═══ RECORDS FOR THE EXERCISE ═══

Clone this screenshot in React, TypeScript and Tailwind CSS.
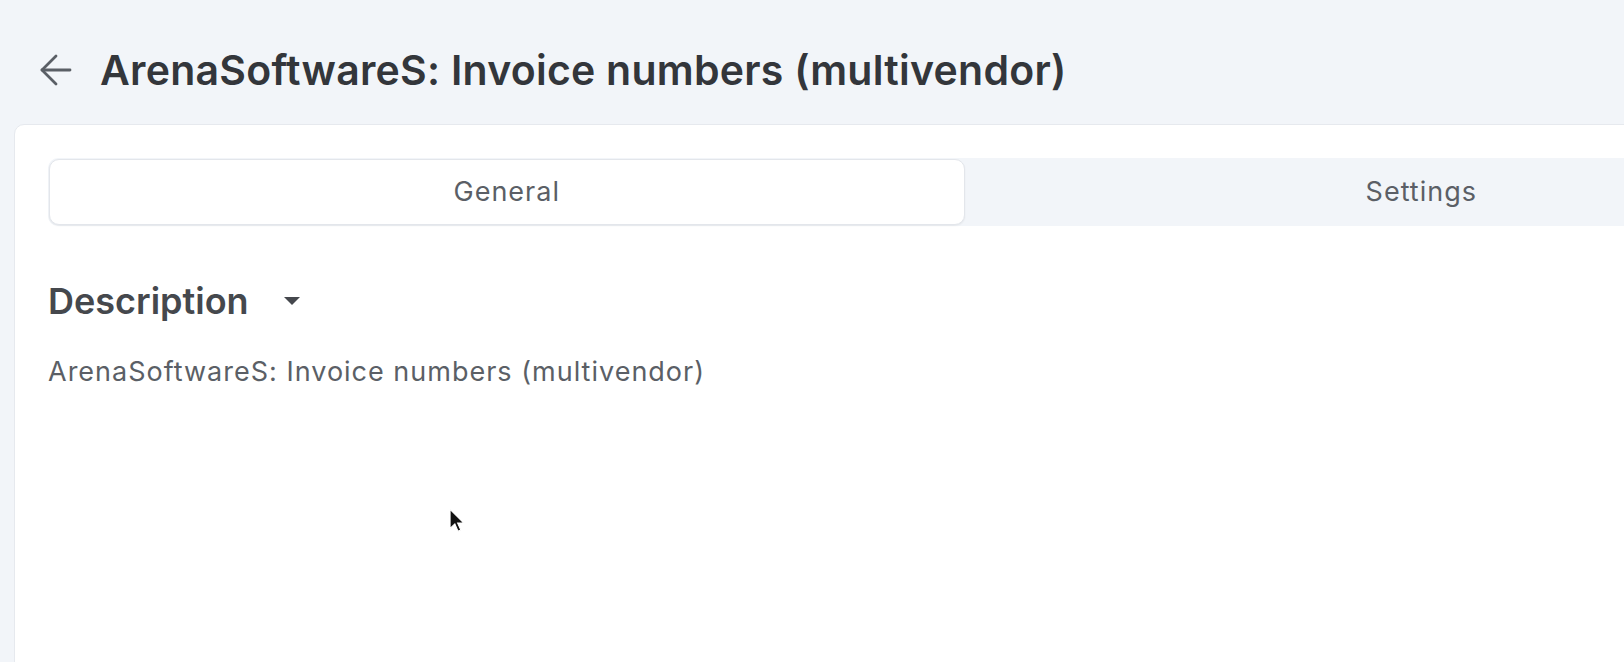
import React from "react";

export default function App() {
  return (
    <div className="w-[1624px] h-[662px] overflow-hidden bg-[#f2f5f9] font-['Inter',sans-serif] relative">
      <div className="w-[1960px]">
        <div className="h-[124px] pt-[16px] flex items-center pl-[32px]">
          <svg width="48" height="48" viewBox="0 0 24 24" fill="none" stroke="#5a5f66" strokeWidth="1.4" strokeLinecap="round" strokeLinejoin="round">
            <path d="M12 19l-7-7 7-7" />
            <path d="M19 12H5" />
          </svg>
          <h1 className="ml-[20px] text-[41px] font-semibold text-[#33363b] tracking-[0.25px] leading-none">
            ArenaSoftwareS: Invoice numbers (multivendor)
          </h1>
        </div>
        <div className="ml-[14px] bg-white border border-[#e6e9ee] rounded-tl-[10px] px-[33px] pt-[33px] h-[600px]">
          <div className="flex w-[1831px] h-[68px] bg-[#f2f5f9] rounded-[10px] p-[1px]">
            <div className="flex-1 flex items-center justify-center bg-white border border-[#e3e6eb] rounded-[10px] shadow-[0_1px_2px_rgba(0,0,0,0.06)] text-[27px] tracking-[1px] text-[#5b5f66]">
              General
            </div>
            <div className="flex-1 flex items-center justify-center text-[27px] tracking-[1px] text-[#5b5f66]">
              Settings
            </div>
          </div>
          <div className="mt-[57px] flex items-center">
            <span className="text-[36px] font-semibold text-[#45484d] leading-none">Description</span>
            <svg className="ml-[34px]" width="18" height="10" viewBox="0 0 18 10">
              <path d="M1 1h16l-8 8z" fill="#45484d" />
            </svg>
          </div>
          <p className="mt-[39px] text-[27px] tracking-[1px] text-[#5b5f66] leading-none">
            ArenaSoftwareS: Invoice numbers (multivendor)
          </p>
        </div>
      </div>
      <svg className="absolute left-[449px] top-[508px]" width="17" height="26" viewBox="0 0 16 24">
        <path d="M1 1v18l4.5-4.2 3 6.8 2.6-1.1-3-6.6H14z" fill="#111" stroke="#fff" strokeWidth="1" />
      </svg>
    </div>
  );
}
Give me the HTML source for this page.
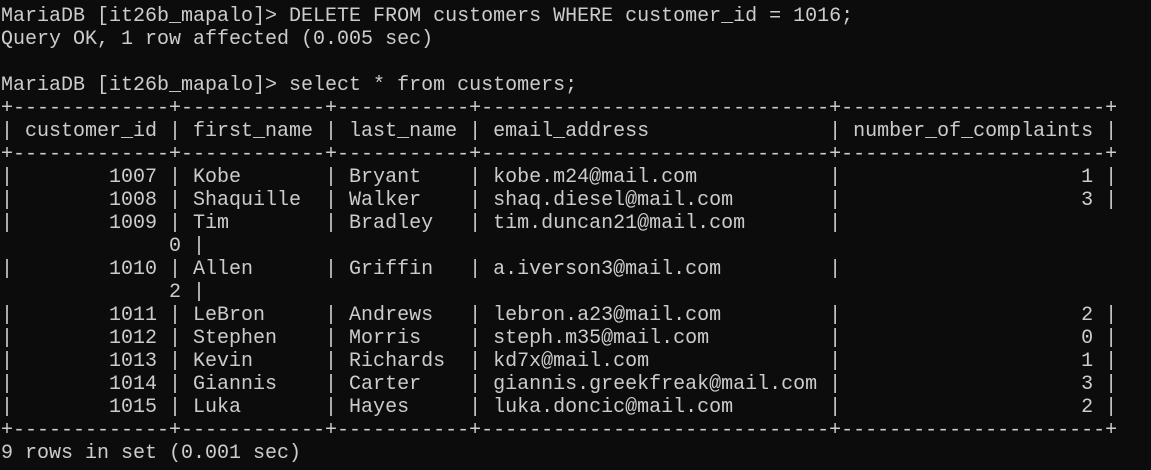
<!DOCTYPE html>
<html><head><meta charset="utf-8"><style>
html,body{margin:0;padding:0;background:#0c0c0c;width:1151px;height:470px;overflow:hidden}
pre{margin:0;padding:5px 0 0 1px;font-family:"Liberation Mono",monospace;font-size:20px;line-height:23px;color:#cccccc;white-space:pre}
</style></head><body><pre>MariaDB [it26b_mapalo]&gt; DELETE FROM customers WHERE customer_id = 1016;
Query OK, 1 row affected (0.005 sec)

MariaDB [it26b_mapalo]&gt; select * from customers;
+-------------+------------+-----------+-----------------------------+----------------------+
| customer_id | first_name | last_name | email_address               | number_of_complaints |
+-------------+------------+-----------+-----------------------------+----------------------+
|        1007 | Kobe       | Bryant    | kobe.m24@mail.com           |                    1 |
|        1008 | Shaquille  | Walker    | shaq.diesel@mail.com        |                    3 |
|        1009 | Tim        | Bradley   | tim.duncan21@mail.com       |
              0 |
|        1010 | Allen      | Griffin   | a.iverson3@mail.com         |
              2 |
|        1011 | LeBron     | Andrews   | lebron.a23@mail.com         |                    2 |
|        1012 | Stephen    | Morris    | steph.m35@mail.com          |                    0 |
|        1013 | Kevin      | Richards  | kd7x@mail.com               |                    1 |
|        1014 | Giannis    | Carter    | giannis.greekfreak@mail.com |                    3 |
|        1015 | Luka       | Hayes     | luka.doncic@mail.com        |                    2 |
+-------------+------------+-----------+-----------------------------+----------------------+
9 rows in set (0.001 sec)</pre></body></html>
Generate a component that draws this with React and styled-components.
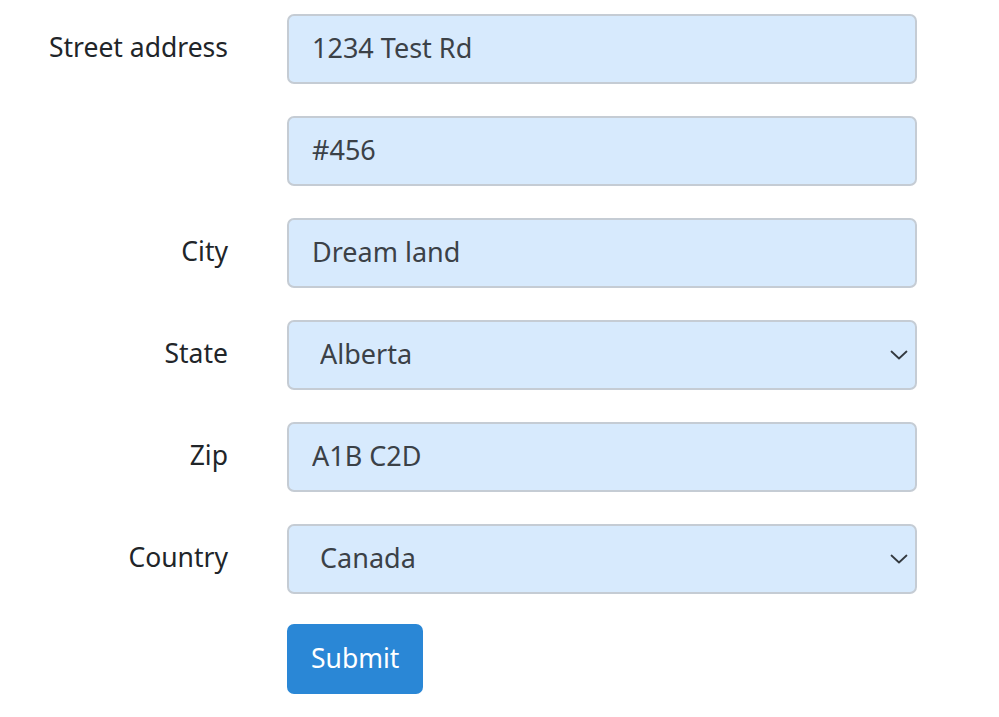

═══

Begin at the first line of the entries above and return each line exactly, stopping after the line that contains "import React from". Pictures do not belong in the copy.

Clone this screenshot in React, TypeScript and Tailwind CSS.
import React from "react";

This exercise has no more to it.